China’s top regulators have pledged to rein in excessive production and undercutting in the solar industry, launching new policies to support supply chain stability and restore balance in the market.
The Ministry of Industry and Information Technology (MIIT) recently convened a high-level meeting with leading solar firms, signaling its commitment to implementing policy directions set by the Central Financial and Economic Affairs Commission. The goal is to address what officials describe as “disorderly” competition and guide the sector onto a more sustainable path.
Presiding over the meeting, MIIT Minister Li Lecheng met with executives from 14 prominent companies—including Longi, Tongwei, GCL, Trina, JA Solar, and Sungrow—alongside representatives from the China Photovoltaic Industry Association (CPIA). The meeting followed the Central Committee’s sixth economic work session held on July 1, where top leaders called for an end to irrational pricing, the phasing out of obsolete production, and improvements in manufacturing standards.
In an official statement, the MIIT emphasized the need to “resolutely curb disordered low-price competition” and support the “orderly withdrawal of outdated capacity.” Minister Li underscored the importance of industry self-regulation and urged companies to prioritize innovation, enhance product quality, and focus on long-term resilience.

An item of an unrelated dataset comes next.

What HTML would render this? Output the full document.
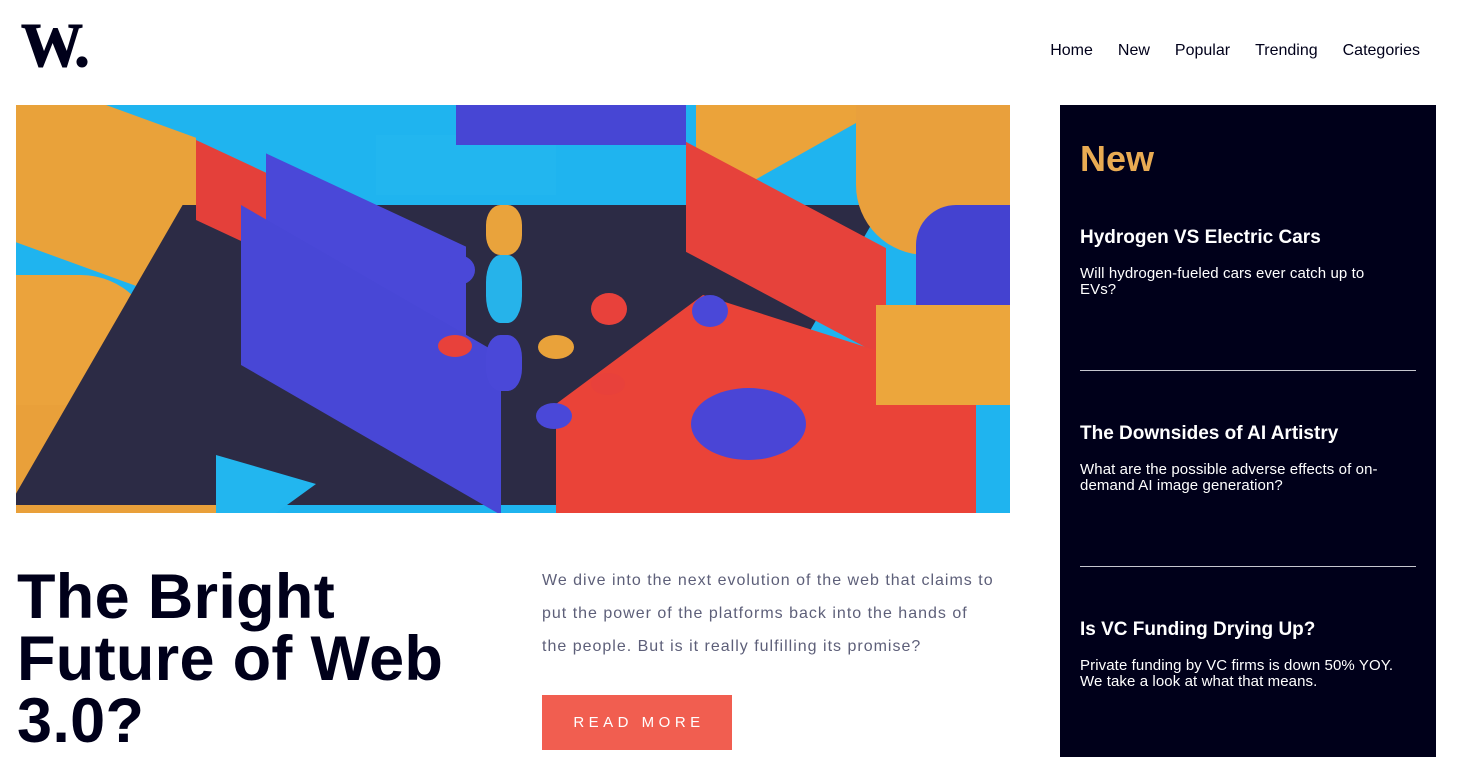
<!DOCTYPE html>
<html><head><style>
*{margin:0;padding:0;box-sizing:border-box}
body{width:1480px;height:757px;overflow:hidden;background:#fff;font-family:"Liberation Sans",sans-serif;position:relative;color:#00001a}
.logo{position:absolute;left:21px;top:20px;font-family:"Liberation Serif",serif;font-weight:bold;font-size:62px;letter-spacing:-3px;color:#00001a;line-height:52px;-webkit-text-stroke:1px #00001a}
nav{position:absolute;top:42px;right:60px;display:flex;gap:25px;font-size:16px;color:#00001a}
.img{position:absolute;left:16px;top:105px;width:994px;height:408px;overflow:hidden;background:#2a2a40}
.img div{position:absolute}
h1{position:absolute;left:17px;top:566px;font-size:63px;line-height:62px;font-weight:bold;letter-spacing:0.3px;width:480px}
.desc{position:absolute;left:542px;top:564px;width:480px;font-size:16px;line-height:33px;color:#5d5f79;letter-spacing:1px;white-space:nowrap}
.btn{position:absolute;left:542px;top:695px;width:190px;height:55px;background:#f15e50;color:#fff;font-size:15px;letter-spacing:4.5px;display:flex;align-items:center;justify-content:center;padding-left:4px}
.side{position:absolute;left:1060px;top:105px;width:376px;height:652px;background:#00001a;padding:0 20px;color:#fff}
.side h2{color:#e9ab53;font-size:36px;position:absolute;left:20px;top:33px}
.item{position:absolute;left:20px;width:336px}
.item h3{font-size:19px;margin-bottom:17px}
.item p{font-size:15px;line-height:16px;color:#fff;width:322px;letter-spacing:0.1px}
.hr{position:absolute;left:20px;width:336px;height:1px;background:#c5c6ce}
</style></head><body>
<div class="logo">W.</div>
<nav><span>Home</span><span>New</span><span>Popular</span><span>Trending</span><span>Categories</span></nav>
<div class="img">
<div style="left:0;top:0;width:994px;height:408px;background:#1fb4ef"></div>
<div style="left:0;top:0;width:180px;height:170px;background:#e9a23a;transform:skewY(20deg)"></div>
<div style="left:0;top:170px;width:140px;height:150px;background:#eba33c;border-radius:0 80px 80px 0"></div>
<div style="left:0;top:300px;width:210px;height:110px;background:#e9a03a"></div>
<div style="left:80px;top:100px;width:700px;height:300px;background:#2c2b45;transform:skewX(-30deg)"></div>
<div style="left:180px;top:70px;width:150px;height:80px;background:#e4403a;transform:skewY(25deg)"></div>
<div style="left:250px;top:95px;width:200px;height:120px;background:#4a48d8;transform:skewY(25deg)"></div>
<div style="left:225px;top:175px;width:260px;height:160px;background:#4847d6;transform:skewY(30deg)"></div>
<div style="left:360px;top:30px;width:180px;height:60px;background:#22b6ef"></div>
<div style="left:440px;top:0;width:230px;height:40px;background:#4746d4"></div>
<div style="left:680px;top:0;width:160px;height:90px;background:#eba33a;clip-path:polygon(0 0,100% 0,100% 20%,20% 100%,0 80%)"></div>
<div style="left:840px;top:0;width:154px;height:150px;background:#e9a03c;border-radius:0 0 0 70px"></div>
<div style="left:900px;top:100px;width:94px;height:130px;background:#4442d0;border-radius:40px 0 0 0"></div>
<div style="left:670px;top:90px;width:200px;height:110px;background:#e6423b;transform:skewY(28deg)"></div>
<div style="left:540px;top:190px;width:420px;height:218px;background:#ea4338;clip-path:polygon(35% 0,100% 40%,100% 100%,0 100%,0 50%)"></div>
<div style="left:675px;top:283px;width:115px;height:72px;background:#4a45d6;border-radius:50%"></div>
<div style="left:860px;top:200px;width:134px;height:100px;background:#eca63c"></div>
<div style="left:200px;top:350px;width:100px;height:58px;background:#22b6ef;clip-path:polygon(0 0,100% 50%,60% 100%,0 100%)"></div>
<div style="left:470px;top:100px;width:36px;height:50px;background:#e9a33c;border-radius:40%"></div>
<div style="left:470px;top:150px;width:36px;height:68px;background:#26b3ea;border-radius:40%"></div>
<div style="left:425px;top:150px;width:34px;height:30px;background:#4a48d8;border-radius:50%"></div>
<div style="left:470px;top:230px;width:36px;height:56px;background:#4a48d8;border-radius:40%"></div>
<div style="left:575px;top:188px;width:36px;height:32px;background:#e8413b;border-radius:50%"></div>
<div style="left:676px;top:190px;width:36px;height:32px;background:#4a48d8;border-radius:50%"></div>
<div style="left:522px;top:230px;width:36px;height:24px;background:#e9a23a;border-radius:50%"></div>
<div style="left:422px;top:230px;width:34px;height:22px;background:#e8413b;border-radius:50%"></div>
<div style="left:575px;top:268px;width:34px;height:22px;background:#e8413b;border-radius:50%"></div>
<div style="left:520px;top:298px;width:36px;height:26px;background:#4a48d8;border-radius:50%"></div>
</div>
<h1>The Bright Future of Web 3.0?</h1>
<div class="desc">We dive into the next evolution of the web that claims to<br>put the power of the platforms back into the hands of<br>the people. But is it really fulfilling its promise?</div>
<div class="btn">READ MORE</div>
<div class="side">
<h2>New</h2>
<div class="item" style="top:122px"><h3>Hydrogen VS Electric Cars</h3><p>Will hydrogen-fueled cars ever catch up to EVs?</p></div>
<div class="hr" style="top:265px"></div>
<div class="item" style="top:318px"><h3>The Downsides of AI Artistry</h3><p>What are the possible adverse effects of on-demand AI image generation?</p></div>
<div class="hr" style="top:461px"></div>
<div class="item" style="top:514px"><h3>Is VC Funding Drying Up?</h3><p>Private funding by VC firms is down 50% YOY. We take a look at what that means.</p></div>
</div>
</body></html>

The meeting came against the backdrop of a broader national debate on “involution”—a term used to describe intensely competitive yet unproductive environments often referred to as a “rat race.”
Ahead of the MIIT conference, the state-run People’s Daily ran a front-page editorial denouncing destructive pricing strategies and calling for structural reforms to bring order back to the solar market.
Some segments of the industry have already begun adjusting their operations. In the solar glass sector, ten major producers—including Xinyi Solar and Flat Glass—announced they would reduce production by 30% in July to address surplus issues.
Meanwhile, consolidation is gaining momentum in the polysilicon space. GCL Technology’s co-CEO recently said at an industry fair that major players are looking into mergers and acquisitions to absorb smaller firms. Daqo New Energy echoed this sentiment in a July 1 statement, expressing support for joint efforts to address overcapacity.
Data from the China Nonferrous Metals Industry Association shows that polysilicon prices have remained below production costs for over a year, prompting at least four producers to halt operations in the first half of 2025.
Investors responded swiftly to the policy announcements. Solar stocks rallied in both mainland China and Hong Kong after the MIIT meeting, with shares of nine domestic solar firms—including Tongwei, Flat Glass, and Eging PV—hitting their daily trading limits on July 3. Daqo Energy jumped more than 15%, while GCL’s Hong Kong-listed stock rose 9%.
Despite the initial market reaction, analysts caution that meaningful restructuring may take time. Although Beijing has made its policy stance clear, entrenched overcapacity remains a systemic issue across the solar value chain. Streamlining operations in silicon, wafers, and module production could require months or even years.
The central message from policymakers is unmistakable: China’s solar industry—once a flagship of industrial success—is now under pressure to shift from rapid scaling to quality-driven consolidation.